How to output all values stored in a skip list?

[Elledan]

Like the title states. I've got a skip list from which I have to read all values which are stored in it. I do not know the keys of the nodes.

How would I do this?

 

[CSoup]

opps, been a while since I used skiplists.
I think you can get to all values in the skiplist through the base element.

 

[Elledan]

<< opps, been a while since I used skiplists.
I think you can get to all values in the skiplist through the base element. >>


Yeah, that's probably the best way. I'm only lacking the necessary information to implement it.

Ah well, this would be a good time to read up on linked (skip) lists

 

[CSoup]

I think it should be pretty simple. The bottom of the skip list contains all nodes in sorted order. You can easily get a pointer to this first bottom element easily since you can use the pointer that is used for searching. After you know the first element, you just have to keep tracing throgh the list like you do with normal linked lists till you hit NULL.

 

[Elledan]

Yup, it sounds really simple, but since I have a hard time grasping the implementation behind linked lists, it's more difficult to me than it sounds

I'll be fine, though.

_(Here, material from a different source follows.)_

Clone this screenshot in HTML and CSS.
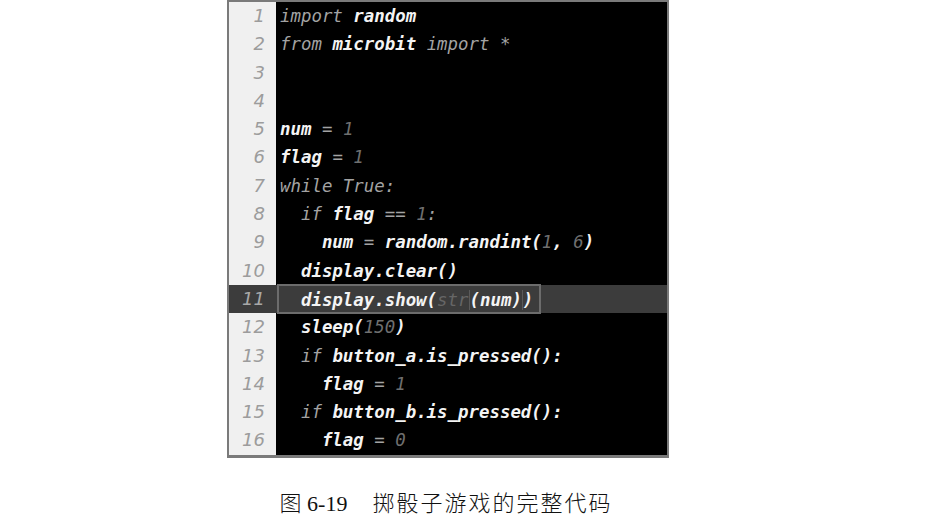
FILE: index.html
```html
<!DOCTYPE html>
<html lang="zh-CN">
<head>
<meta charset="utf-8">
<title>图 6-19 掷骰子游戏的完整代码</title>
<link rel="stylesheet" href="styles.css">
</head>
<body>
<div class="page">
  <figure class="fig">
    <div class="editor">
      <div class="row"><span class="ln">1</span><span class="src"><span class="k">import</span> <span class="w">random</span></span></div>
      <div class="row"><span class="ln">2</span><span class="src"><span class="k">from</span> <span class="w">microbit</span> <span class="k">import *</span></span></div>
      <div class="row"><span class="ln">3</span><span class="src"></span></div>
      <div class="row"><span class="ln">4</span><span class="src"></span></div>
      <div class="row"><span class="ln">5</span><span class="src"><span class="w">num</span> <span class="k">=</span> <span class="n">1</span></span></div>
      <div class="row"><span class="ln">6</span><span class="src"><span class="w">flag</span> <span class="k">=</span> <span class="n">1</span></span></div>
      <div class="row"><span class="ln">7</span><span class="src"><span class="k">while True:</span></span></div>
      <div class="row"><span class="ln">8</span><span class="src">  <span class="k">if</span> <span class="w">flag</span> <span class="k">==</span> <span class="n">1</span><span class="k">:</span></span></div>
      <div class="row"><span class="ln">9</span><span class="src">    <span class="w">num</span> <span class="k">=</span> <span class="w">random.randint(</span><span class="n">1</span><span class="w">, </span><span class="n">6</span><span class="w">)</span></span></div>
      <div class="row"><span class="ln">10</span><span class="src">  <span class="w">display.clear()</span></span></div>
      <div class="row active"><span class="ln">11</span><span class="src"><span class="box">  <span class="w">display.show(</span><span class="d">str</span><span class="w match">(num)</span><span class="w">)</span></span></span></div>
      <div class="row"><span class="ln">12</span><span class="src">  <span class="w">sleep(</span><span class="n">150</span><span class="w">)</span></span></div>
      <div class="row"><span class="ln">13</span><span class="src">  <span class="k">if</span> <span class="w">button_a.is_pressed():</span></span></div>
      <div class="row"><span class="ln">14</span><span class="src">    <span class="w">flag</span> <span class="k">=</span> <span class="n">1</span></span></div>
      <div class="row"><span class="ln">15</span><span class="src">  <span class="k">if</span> <span class="w">button_b.is_pressed():</span></span></div>
      <div class="row"><span class="ln">16</span><span class="src">    <span class="w">flag</span> <span class="k">=</span> <span class="n">0</span></span></div>
    </div>
    <figcaption class="caption"><span class="fig-no"><span class="cjk">图</span> 6-19</span><span class="title">掷骰子游戏的完整代码</span></figcaption>
  </figure>
</div>
</body>
</html>
```

FILE: styles.css
```css
html, body {
  margin: 0;
  padding: 0;
  background: #ffffff;
}

.page {
  width: 896px;
  display: flex;
  justify-content: center;
}

.fig {
  margin: 0;
  display: flex;
  flex-direction: column;
  align-items: center;
}

.editor {
  width: 442px;
  box-sizing: border-box;
  border: 2px solid #7a7a7a;
  border-bottom-width: 3px;
  background: #000000;
  display: flex;
  flex-direction: column;
  font-family: "DejaVu Sans Mono", monospace;
  font-size: 17.4px;
  font-style: italic;
}

.row {
  display: flex;
  height: 28.3px;
  line-height: 28.3px;
}

.ln {
  width: 47px;
  flex: none;
  box-sizing: border-box;
  padding-right: 11px;
  text-align: right;
  background: #f0f0f0;
  color: #9c9c9c;
  font-family: "DejaVu Sans", sans-serif;
  font-size: 18px;
}

.src {
  flex: 1;
  padding-left: 4px;
  white-space: pre;
  color: #f2f2f2;
}

.k { color: #a3a3a3; }
.w { color: #f4f4f4; font-weight: bold; }
.n { color: #6f6f6f; }
.d { color: #666666; }

.row.active .ln {
  background: #3c3c3c;
  color: #a8a8a8;
}

.row.active .src {
  background: #3c3c3c;
  padding-left: 1px;
}

.box {
  display: inline-block;
  box-sizing: border-box;
  width: 264px;
  height: 30px;
  margin-top: -1px;
  line-height: 28px;
  border: 2px solid #6c6c6c;
  padding-left: 1px;
  vertical-align: top;
}

.match {
  border-left: 1px solid #5a5a5a;
  border-right: 1px solid #5a5a5a;
}

.caption {
  margin-top: 28px;
  margin-right: 4px;
  font-family: "Liberation Serif", "Noto Sans CJK SC", serif;
  font-size: 22px;
  line-height: 30px;
  color: #111111;
  display: flex;
}

.caption .cjk {
  font-family: "Noto Sans CJK SC", sans-serif;
  font-weight: 300;
}

.caption .title {
  margin-left: 25px;
  letter-spacing: 2px;
  font-family: "Noto Sans CJK SC", sans-serif;
  font-weight: 300;
}
```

I really need to brush up on my 'linked-list'-skills, anyway =)

 

[m0ti]

yeah, the answer is what CSoup suggested. Here's the basic layout of a skip list.


A ---- ---- C
| |
A ----B---- C
| | |
A ----B-----C----D

EDIT: Of course, my spacing doesn't work out ok. but you get the idea

As a quick reminder, assuming that you built a random skip list the algorithm for inserting the nodes is simple:

int insert(top left node, node to be inserted)
1) go right till the next node is larger than the current node
2) if current node can go down, then call insert(current node.down, node to be inserted) (if returns 1 then toss a coin. If the result is 1, insert the new node between the current node and the next node, and return 1. otherwise return 0).
3) (we're at the bottom layer): insert the node between the one behind it and the one after it. return 1.

That's just an example for random skip lists. In general, every layer of a skip list includes at least all of the elements of the layer above it, in general it contains twice as many (so that searches are indeed in log time). As a result of this, all data is stored in a sorted order at the lowest level.

If you want an easy way to go through all the list just go straight down from the first node, until you can't go down anymore, and then iterate over the bottom layer. As a note: many skip list implementations use sentinels at both ends (-Infinity at the left end, and +Infinity at the right end).